*Given entries:*
------------------------------------------------------------

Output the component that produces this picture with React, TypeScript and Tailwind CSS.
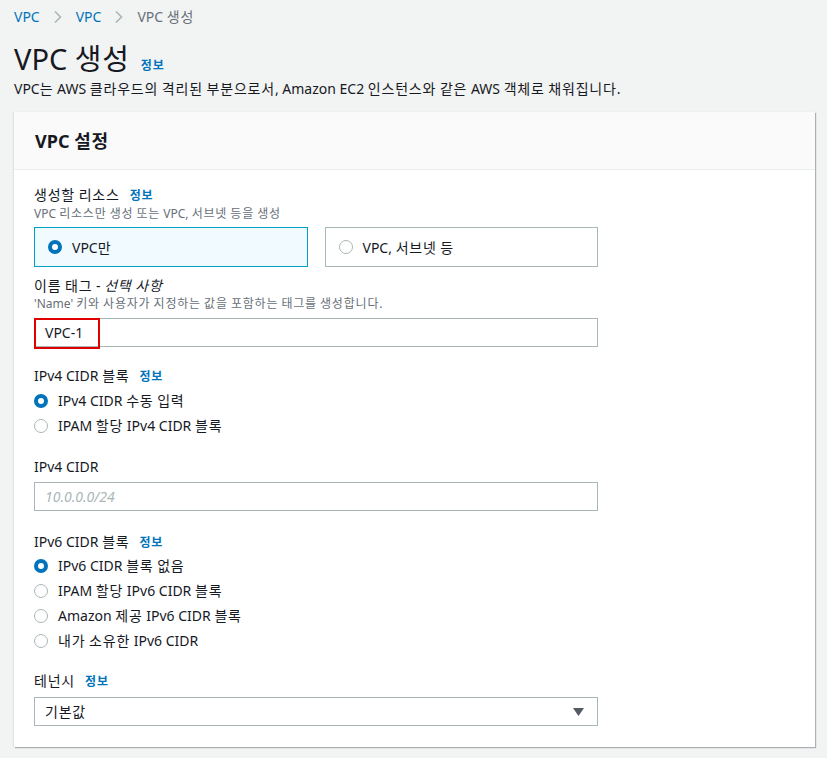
import React from "react";

const font = { fontFamily: '"Noto Sans", "Noto Sans CJK KR", sans-serif' };

function T({ children }: { children: string }) {
  const parts = children.split(/([\uAC00-\uD7A3]+)/);
  return (
    <>
      {parts.map((p, i) =>
        /[\uAC00-\uD7A3]/.test(p) ? (
          <span key={i} className="tracking-[0.8px]">
            {p}
          </span>
        ) : (
          <React.Fragment key={i}>{p}</React.Fragment>
        )
      )}
    </>
  );
}

function Info() {
  return (
    <span className="ml-[10px] text-[12px] font-bold text-[#0073bb]">
      <T>정보</T>
    </span>
  );
}

function Radio({ checked }: { checked?: boolean }) {
  return checked ? (
    <span className="inline-block h-[14px] w-[14px] shrink-0 rounded-full border-[4px] border-[#0073bb] bg-white" />
  ) : (
    <span className="inline-block h-[14px] w-[14px] shrink-0 rounded-full border-[1.5px] border-[#aab7b8] bg-white" />
  );
}

function RadioRow({ checked, label }: { checked?: boolean; label: string }) {
  return (
    <div className="flex h-[20px] items-center gap-[10px] text-[14px] leading-[20px] text-[#16191f]">
      <Radio checked={checked} />
      <span>
        <T>{label}</T>
      </span>
    </div>
  );
}

function Chevron() {
  return (
    <svg width="10" height="14" viewBox="0 0 10 14" className="mx-[13px]">
      <path d="M2 1.5 L7.5 7 L2 12.5" fill="none" stroke="#aab7b8" strokeWidth="1.6" />
    </svg>
  );
}

export default function App() {
  return (
    <div className="min-h-[758px] bg-[#f2f3f3] pb-[12px] text-[#16191f]" style={font}>
      <div className="px-[14px] pt-[7px]">
        <div className="flex h-[20px] items-center text-[14px] leading-[20px]">
          <span className="text-[#0073bb]">VPC</span>
          <Chevron />
          <span className="text-[#0073bb]">VPC</span>
          <Chevron />
          <span className="text-[#687078]">
            <T>VPC 생성</T>
          </span>
        </div>
        <div className="mt-[14px] flex items-baseline">
          <h1 className="text-[29px] font-normal leading-[36px]">
            <T>VPC 생성</T>
          </h1>
          <span className="ml-[11px] text-[12px] font-bold text-[#0073bb]">
            <T>정보</T>
          </span>
        </div>
        <p className="mt-[2px] text-[14px] leading-[20px]">
          <T>VPC는 AWS 클라우드의 격리된 부분으로서, Amazon EC2 인스턴스와 같은 AWS 객체로 채워집니다.</T>
        </p>
      </div>

      <div className="mx-[14px] mt-[13px] w-[801px] bg-white shadow-[1px_1px_1px_0_rgba(0,28,36,0.3),-1px_0_1px_0_rgba(0,28,36,0.08)]">
        <div className="flex h-[58px] items-center border-b border-[#eaeded] bg-[#fafafa] px-[21px]">
          <h2 className="text-[18px] font-bold leading-[24px]">
            <T>VPC 설정</T>
          </h2>
        </div>
        <div className="flex w-[604px] flex-col px-[20px] pb-[21px] pt-[15px]">
          <div className="text-[14px] leading-[20px]">
            <T>생성할 리소스</T>
            <Info />
          </div>
          <div className="text-[12px] leading-[16px] text-[#687078]">
            <T>VPC 리소스만 생성 또는 VPC, 서브넷 등을 생성</T>
          </div>
          <div className="mt-[5px] grid grid-cols-2 gap-[17px]">
            <div className="flex h-[40px] items-center gap-[10px] border border-[#00a1c9] bg-[#f1faff] px-[13px] text-[14px]">
              <Radio checked />
              <span>
                <T>VPC만</T>
              </span>
            </div>
            <div className="flex h-[40px] items-center gap-[10px] border border-[#aab7b8] bg-white px-[13px] text-[14px]">
              <Radio />
              <span>
                <T>VPC, 서브넷 등</T>
              </span>
            </div>
          </div>

          <div className="mt-[9px] text-[14px] leading-[20px]">
            <T>이름 태그 - </T>
            <i>
              <T>선택 사항</T>
            </i>
          </div>
          <div className="text-[12px] leading-[16px] text-[#687078]">
            <T>'Name' 키와 사용자가 지정하는 값을 포함하는 태그를 생성합니다.</T>
          </div>
          <div className="relative mt-[6px] flex h-[29px] items-center border border-[#aab7b8] px-[10px] text-[14px]">
            <span>VPC-1</span>
            <div className="absolute left-[-1px] top-[-1px] h-[31px] w-[66px] border-2 border-[#e00000]" />
          </div>

          <div className="mt-[19px] text-[14px] leading-[20px]">
            <T>IPv4 CIDR 블록</T>
            <Info />
          </div>
          <div className="mt-[4px] flex flex-col gap-[5px]">
            <RadioRow checked label="IPv4 CIDR 수동 입력" />
            <RadioRow label="IPAM 할당 IPv4 CIDR 블록" />
          </div>

          <div className="mt-[21px] text-[14px] leading-[20px]">IPv4 CIDR</div>
          <div className="mt-[5px] flex h-[29px] items-center border border-[#aab7b8] px-[10px] text-[14px] italic text-[#aab7b8]">
            10.0.0.0/24
          </div>

          <div className="mt-[21px] text-[14px] leading-[20px]">
            <T>IPv6 CIDR 블록</T>
            <Info />
          </div>
          <div className="mt-[3px] flex flex-col gap-[5px]">
            <RadioRow checked label="IPv6 CIDR 블록 없음" />
            <RadioRow label="IPAM 할당 IPv6 CIDR 블록" />
            <RadioRow label="Amazon 제공 IPv6 CIDR 블록" />
            <RadioRow label="내가 소유한 IPv6 CIDR" />
          </div>

          <div className="mt-[20px] text-[14px] leading-[20px]">
            <T>테넌시</T>
            <Info />
          </div>
          <div className="mt-[5px] flex h-[29px] items-center justify-between border border-[#aab7b8] pl-[10px] pr-[13px] text-[14px]">
            <span>
              <T>기본값</T>
            </span>
            <svg width="11" height="8" viewBox="0 0 11 8">
              <path d="M0 0 H11 L5.5 8 Z" fill="#545b64" />
            </svg>
          </div>
        </div>
      </div>
    </div>
  );
}
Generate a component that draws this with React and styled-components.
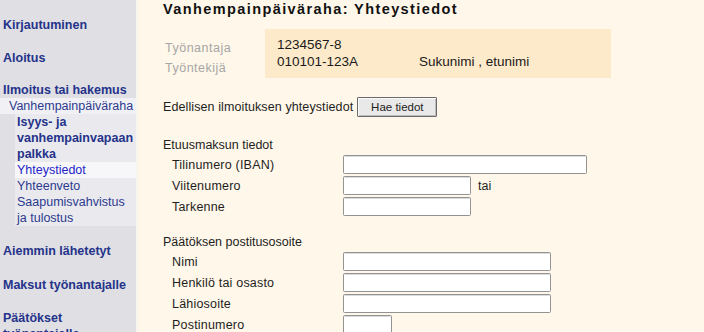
import React from "react";
import styled, { createGlobalStyle } from "styled-components";

const Global = createGlobalStyle`
  html, body { margin: 0; padding: 0; background: #fff7e9; }
  body { font-family: "Liberation Sans", Arial, sans-serif; }
  * { box-sizing: border-box; }
`;

const Page = styled.div`
  display: flex;
  width: 704px;
  height: 332px;
  overflow: hidden;
  background: #fff7e9;
`;

const Sidebar = styled.nav`
  width: 138px;
  flex: none;
  background: #dfdfe4;
  border-right: 2px solid #f8f5ef;
  padding-top: 17px;
  font-size: 12.5px;
  line-height: 16px;
`;

const NavTop = styled.div`
  font-weight: bold;
  color: #25338a;
  padding-left: 3px;
  margin-top: ${(p) => p.$gap ?? 17}px;
  white-space: nowrap;
`;

const NavSub = styled.div`
  color: #2d3a8e;
  padding-left: 9px;
  background: #f1f1f5;
  white-space: nowrap;
`;

const SubBlock = styled.div`
  margin-left: 15px;
  background: #e9e9ee;
`;

const SubItem = styled.div`
  padding-left: 2px;
  white-space: nowrap;
  font-weight: ${(p) => (p.$bold ? "bold" : "normal")};
  color: ${(p) => (p.$active ? "#2424c6" : p.$bold ? "#25338a" : "#2d3a8e")};
  background: ${(p) => (p.$active ? "#f7f7fa" : "transparent")};
`;

const Main = styled.main`
  flex: 1;
  padding-left: 25px;
  color: #1e1e1e;
  font-size: 12.5px;
`;

const Title = styled.h1`
  margin: 0;
  font-size: 14.5px;
  line-height: 18px;
  font-weight: bold;
  letter-spacing: 1.4px;
  color: #111;
`;

const InfoRow = styled.div`
  display: flex;
  margin-top: 11px;
`;

const InfoLabels = styled.div`
  width: 102px;
  padding-top: 9px;
  padding-left: 2px;
  color: #a6a6a6;
  font-size: 12.5px;
  line-height: 20px;
  letter-spacing: 0.5px;
`;

const InfoBox = styled.div`
  width: 346px;
  height: 49px;
  background: #fdeaca;
  padding: 7px 0 0 12px;
  font-size: 13.5px;
  line-height: 17px;
  color: #1a1a1a;
`;

const InfoLine = styled.div`
  display: flex;
`;

const InfoId = styled.span`
  width: 142px;
`;

const FetchRow = styled.div`
  display: flex;
  align-items: center;
  gap: 4px;
  margin-top: 19px;
  letter-spacing: 0.1px;
`;

const Button = styled.button`
  width: 80px;
  height: 20px;
  padding: 0;
  font-family: "Liberation Sans", Arial, sans-serif;
  font-size: 11.5px;
  color: #222;
  background: #e9e9e9;
  border: 1px solid #6a6a6a;
  box-shadow: inset 1px 1px 0 #fafafa, inset -1px -1px 0 #bdbdbd;
  border-radius: 1px;
`;

const Section = styled.section`
  margin-top: ${(p) => p.$gap}px;
`;

const SectionTitle = styled.div`
  line-height: 16px;
`;

const Row = styled.div`
  display: flex;
  align-items: center;
  height: 21px;
  padding-top: 1px;
`;

const Label = styled.div`
  width: 180px;
  padding-left: 9px;
  padding-top: 2px;
  letter-spacing: 0.2px;
`;

const Input = styled.div`
  width: ${(p) => p.$w}px;
  height: 19px;
  background: #fff;
  border: 1px solid #939393;
  box-shadow: inset 0 1px 0 #dcdcdc;
  border-radius: 1.5px;
`;

const After = styled.span`
  margin-left: 7px;
  padding-top: 2px;
`;

export default function App() {
  return (
    <>
      <Global />
      <Page>
        <Sidebar>
          <NavTop $gap={0}>Kirjautuminen</NavTop>
          <NavTop>Aloitus</NavTop>
          <NavTop $gap={16}>Ilmoitus tai hakemus</NavTop>
          <NavSub>Vanhempainpäiväraha</NavSub>
          <SubBlock>
            <SubItem $bold>Isyys- ja</SubItem>
            <SubItem $bold>vanhempainvapaan</SubItem>
            <SubItem $bold>palkka</SubItem>
            <SubItem $active>Yhteystiedot</SubItem>
            <SubItem>Yhteenveto</SubItem>
            <SubItem>Saapumisvahvistus</SubItem>
            <SubItem>ja tulostus</SubItem>
          </SubBlock>
          <NavTop $gap={17}>Aiemmin lähetetyt</NavTop>
          <NavTop $gap={18}>Maksut työnantajalle</NavTop>
          <NavTop $gap={17}>
            Päätökset
            <br />
            työnantajalle
          </NavTop>
        </Sidebar>
        <Main>
          <Title>Vanhempainpäiväraha: Yhteystiedot</Title>
          <InfoRow>
            <InfoLabels>
              <div>Työnantaja</div>
              <div>Työntekijä</div>
            </InfoLabels>
            <InfoBox>
              <InfoLine>1234567-8</InfoLine>
              <InfoLine>
                <InfoId>010101-123A</InfoId>
                <span>Sukunimi , etunimi</span>
              </InfoLine>
            </InfoBox>
          </InfoRow>
          <FetchRow>
            <span>Edellisen ilmoituksen yhteystiedot</span>
            <Button type="button">Hae tiedot</Button>
          </FetchRow>
          <Section $gap={20}>
            <SectionTitle>Etuusmaksun tiedot</SectionTitle>
            <Row>
              <Label>Tilinumero (IBAN)</Label>
              <Input $w={244} />
            </Row>
            <Row>
              <Label>Viitenumero</Label>
              <Input $w={128} />
              <After>tai</After>
            </Row>
            <Row>
              <Label>Tarkenne</Label>
              <Input $w={128} />
            </Row>
          </Section>
          <Section $gap={18}>
            <SectionTitle>Päätöksen postitusosoite</SectionTitle>
            <Row>
              <Label>Nimi</Label>
              <Input $w={208} />
            </Row>
            <Row>
              <Label>Henkilö tai osasto</Label>
              <Input $w={208} />
            </Row>
            <Row>
              <Label>Lähiosoite</Label>
              <Input $w={208} />
            </Row>
            <Row>
              <Label>Postinumero</Label>
              <Input $w={49} />
            </Row>
          </Section>
        </Main>
      </Page>
    </>
  );
}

------------------------------------------------------------

*What you should do:*
Filter for "this". Return all lines that hold it.

*Reply:*
Output the component that produces this picture with React, TypeScript and Tailwind CSS.
Generate a component that draws this with React and styled-components.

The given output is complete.